LeRoy landed a position as a Navy guitarist after that and attended the Navy’s school of music in Little Creek, Virginia where he studied with the renowned Navy musician Doug Forsiatti. He is seen in the picture above backing the former head of the Navy music program, Commander Mark Hammond. After leaving the Navy, LeRoy finally earned his doctorate in education and currently studies with Wolf Marshall. He has played with Bernard Purdie, the world’s most recorded drummer, members of Tower of Power, and warmed up for Roy Clark. Purdie said of LeRoy, “you’ve got the rhythm, there are plenty that don’t.” Roy Clark’s band members asked him how LeRoy got such a big sound of a such a little amplifier (a Fender Deluxe).
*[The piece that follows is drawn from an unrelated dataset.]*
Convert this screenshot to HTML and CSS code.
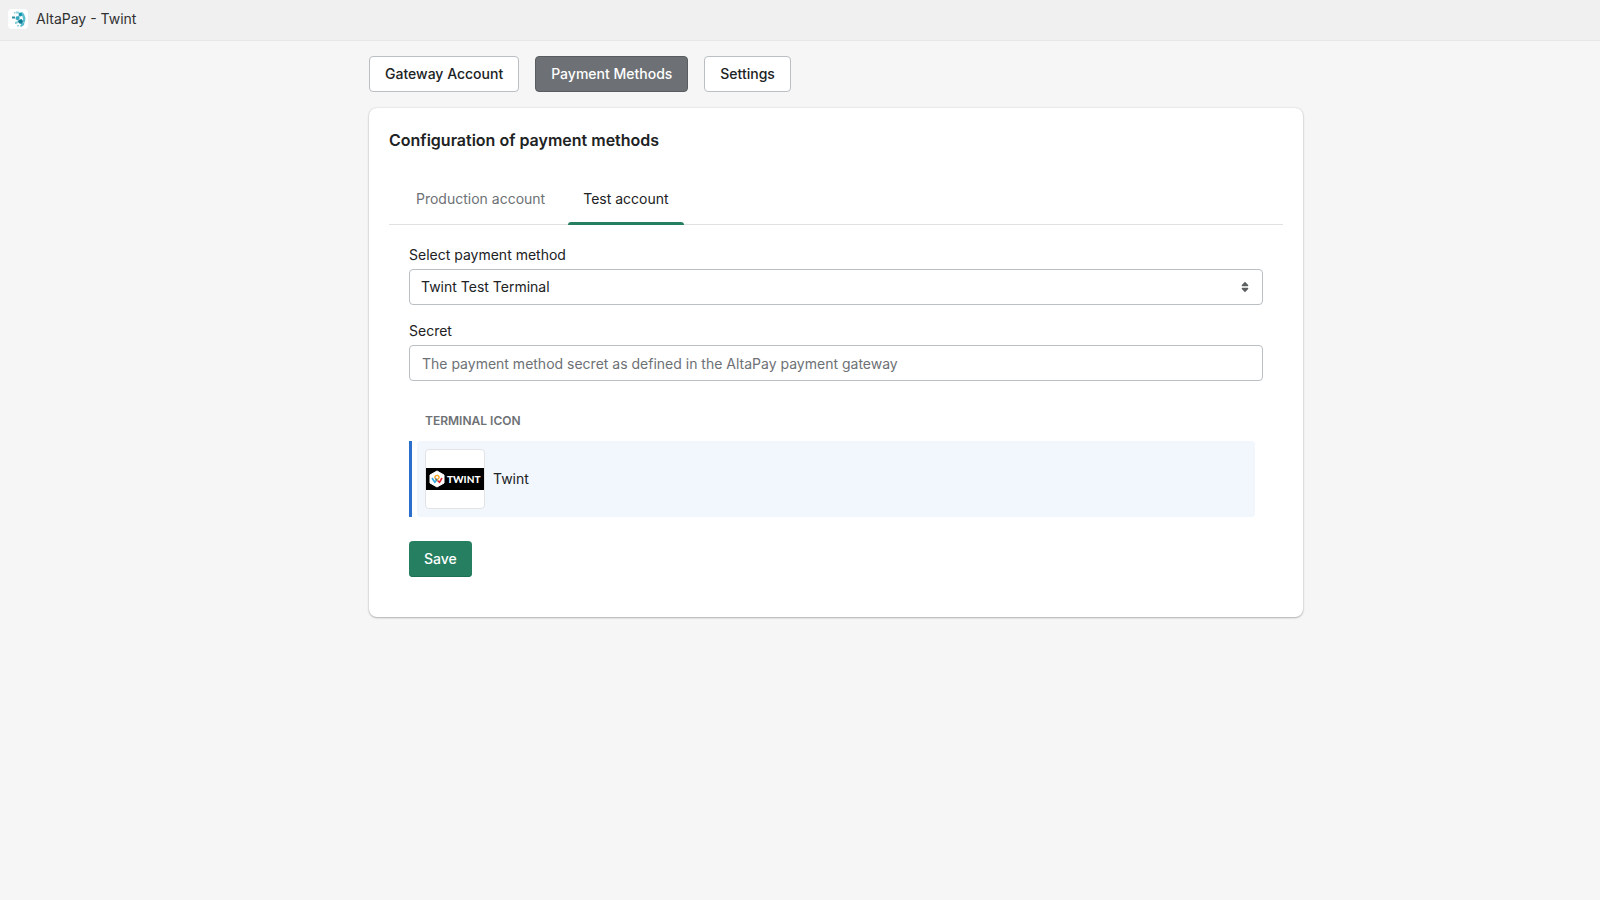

He replied, it’s that guitar, the jazz box he plays, not the amplifier. Clark went on to tell LeRoy he heard a lot of heart in his playing and realized how much work it had taken to get there. He strongly encouraged him to continue his pursuit of music.



This book chronicles several years of study with the famous author and ground-breaking guitar transcriptionist, Wolf Marshall. Although LeRoy had been playing professionally for several years and had taken quite a bit of training at the time he started studying with Wolf he had not been able to improvise in the bebop style. It is the result of his efforts to take transcriptions done by Wolf, Dr. Jorge Hauser, Steve Kahn and others and translate them into usable, doable lessons in the jazz guitar style that include tablature and convey typical jazz guitar fingerings and techniques. Many of the original transcriptions that this work stems from were first done using a two speed tape deck. Because LeRoy was able to use the latest computer software he was able to achieve a level of accuracy that was impossible for the original transcribers because of the fidelity of the recordings they had to work with. This book takes Pat’s map of the neck and shows how it applies to his work improvising over standard chord progressions.